(A photo of Andrew given to me by one of his friends, Mallory Gill. It’s cropped, but in it he’s next to Millsaps’ Gandhi statue.)
I don’t know what to say. This is not like any entry I have ever written, nor is it one I ever thought I’d write. But I’m going to.
My good friend, Andrew Thomas, died last week. I found out on Friday the 17th, right after my Physics class. We had gone looking for him the night before, since no one had seen him since Sunday. The last time I had spoken with him was Monday night, late – our phone call kept cutting, so he sent me a text saying whatever it was he was going to tell me wasn’t that important. It probably wasn’t, but I will never know. I wish I could.
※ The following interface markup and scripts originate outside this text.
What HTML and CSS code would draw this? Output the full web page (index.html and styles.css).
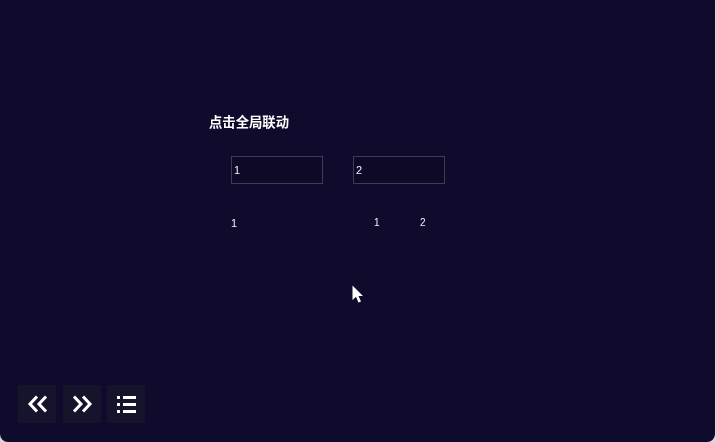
FILE: index.html
```html
<!doctype html>
<html lang="zh">
<head>
  <meta charset="UTF-8">
  <title>点击全局联动</title>
  <link rel="stylesheet" href="styles.css">
</head>
<body>
  <main class="stage">
    <section class="demo">
      <h1>点击全局联动</h1>
      <div class="inputs">
        <input class="box" type="text" value="1">
        <input class="box" type="text" value="2">
      </div>
      <div class="outputs">
        <span class="out-a">1</span>
        <span class="out-b">1</span>
        <span class="out-c">2</span>
      </div>
    </section>

    <nav class="tools">
      <a class="tool" href="#"><svg viewBox="0 0 24 24"><path d="M12 4.500 5 12 12 19.500M21 4.500 14 12 21 19.500"/></svg></a>
      <a class="tool" href="#"><svg viewBox="0 0 24 24"><path d="M4 4.500 11 12 4 19.500M13 4.500 20 12 13 19.500"/></svg></a>
      <a class="tool" href="#"><svg viewBox="0 0 24 24"><path d="M9 5.500H22M9 12.500H22M9 19.500H22M3 5.500H6M3 12.500H6M3 19.500H6"/></svg></a>
    </nav>

    <svg class="cursor" viewBox="0 0 12 19"><path d="M0.500 0.500V15L4 11.800 6.500 17.500 9 16.500 6.500 11H11Z"/></svg>
  </main>
</body>
</html>
```

FILE: styles.css
```css
html, body { margin: 0; height: 100%; }
body { background: #d8d8e0; overflow: hidden; font-family: "Liberation Sans", "Noto Sans CJK SC", sans-serif; }

.stage { position: relative; box-sizing: border-box; width: 715px; height: 442px; padding: 115px 0 0 209px; background: #100b2c; border-radius: 0 0 8px 8px; color: #f2f2f6; }
.demo { will-change: transform; }

h1 { margin: 0; font-size: 13.33px; line-height: 16px; font-weight: bold; color: #fff; }

.inputs { display: flex; gap: 30px; margin: 25px 0 0 22px; }
.box { box-sizing: border-box; width: 92px; height: 28px; padding: 0 2px; background: #0d0927; border: 1px solid #3f3b57; border-radius: 0; outline: 0; color: #f2f2f6; font: 11px "Liberation Sans", sans-serif; }

.outputs { display: flex; align-items: flex-start; height: 14px; margin: 32px 0 0 22px; font-size: 11px; line-height: 14px; }
.out-a { width: 143px; }
.out-b { width: 46px; font-size: 10px; }
.out-c { font-size: 10px; }

.tools { position: absolute; left: 18px; top: 385px; display: flex; gap: 6.5px; }
.tool { display: flex; align-items: center; justify-content: center; width: 38px; height: 38px; background: #16132c; }
.tool svg { width: 24px; height: 24px; fill: none; stroke: #fff; stroke-width: 3; }

.cursor { position: absolute; left: 352px; top: 285px; width: 12px; height: 19px; fill: #fff; }
```
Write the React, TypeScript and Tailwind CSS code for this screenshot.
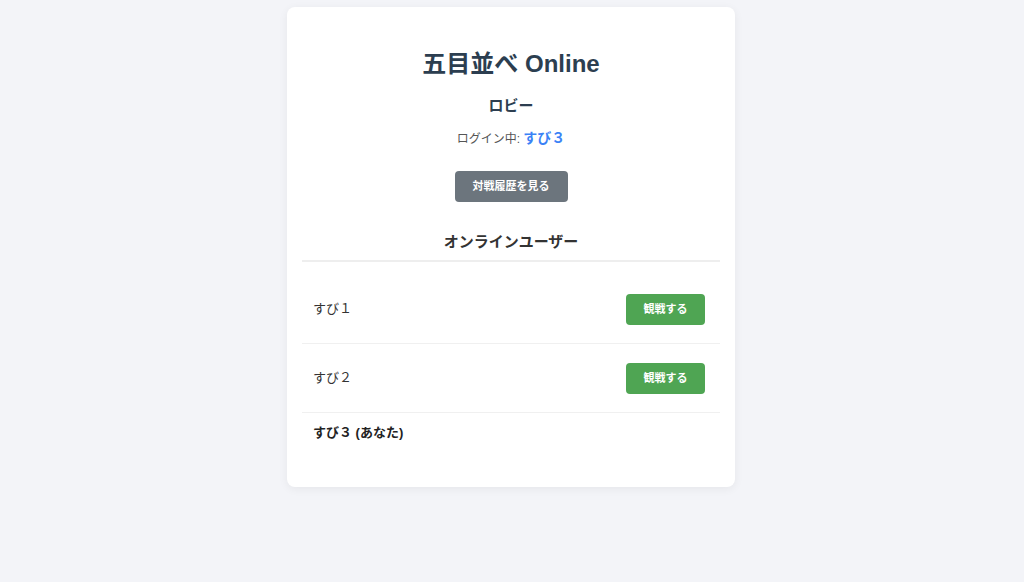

I didn’t know Andrew for all that long, if you look it realistically – less than a year, most likely. But last year we lived right next to each other, and it wasn’t until Devon forced an encounter (to put it in simplest terms) that we became friends. We all studied for Chemistry together, and Andrew was incredibly helpful in the production of the Millsaps version of Trouble in Paradise, where he helped in the writing process (and was a Zombie).
(Andrew was an incredibly private person. Most pictures of him I took were deleted, whether or not he said I could keep it. Thus, this is the only picture I have of the two of us – pretending to be asleep after the completion of a prank.)
We were hall mates again this year. Andrew took Organic Chem over the summer and was supposed to help Devon and I study for the tests, all the while laughing that we were suffering through it. He wanted to be a doctor, probably more than I want to.
Andrew was incredibly intelligent, a fact that everyone who knew him was aware of. His ability to explain complex ideas in the simplest of terms was unrivaled – the last time I saw him, Sunday the 12th, he helped me understand some Organic Chemistry. This guy did mathematics proofs on his whiteboard, and was excited about a Number Theory class, something so beyond me I tried not to look at his book while it was open.
(Andrew asked if I could take a picture of a proof he had been working on and and send it to him so he could continue it later. Maybe it makes sense to you?)
We pulled pranks together. He planned to start a Culinary club this year. He was taking 20 hours of classes this semester and seemed to enjoy it all.
He helped keep me grounded, and is one of the few people that would be completely honest with me; brutally honest if necessary. It made his compliments that much more powerful and his criticism that much more important.
I wish that all of you could have met him. My friend with three first names was a frequent commenter on this blog, a hall mate, a member of many clubs I was in, and most importantly, a dear friend. Though he is gone, I know I will never forget him.
There are things we’ll never get to do, friend. The promised chess game, a Pokemon card game, making our own “Great Board Game Project”, dinner theater, finishing Arrested Development, and so many other things. But you know what? I’m glad we did what we did. I apologize for all of the times I annoyed you – but I take solace in the fact that you still hung out with us. I clearly wasn’t too annoying. There will never be enough words to describe you, nor enough time. I hope this is, at least, adequate.
Thank you, Andrew, for the memories. Thank you for everything.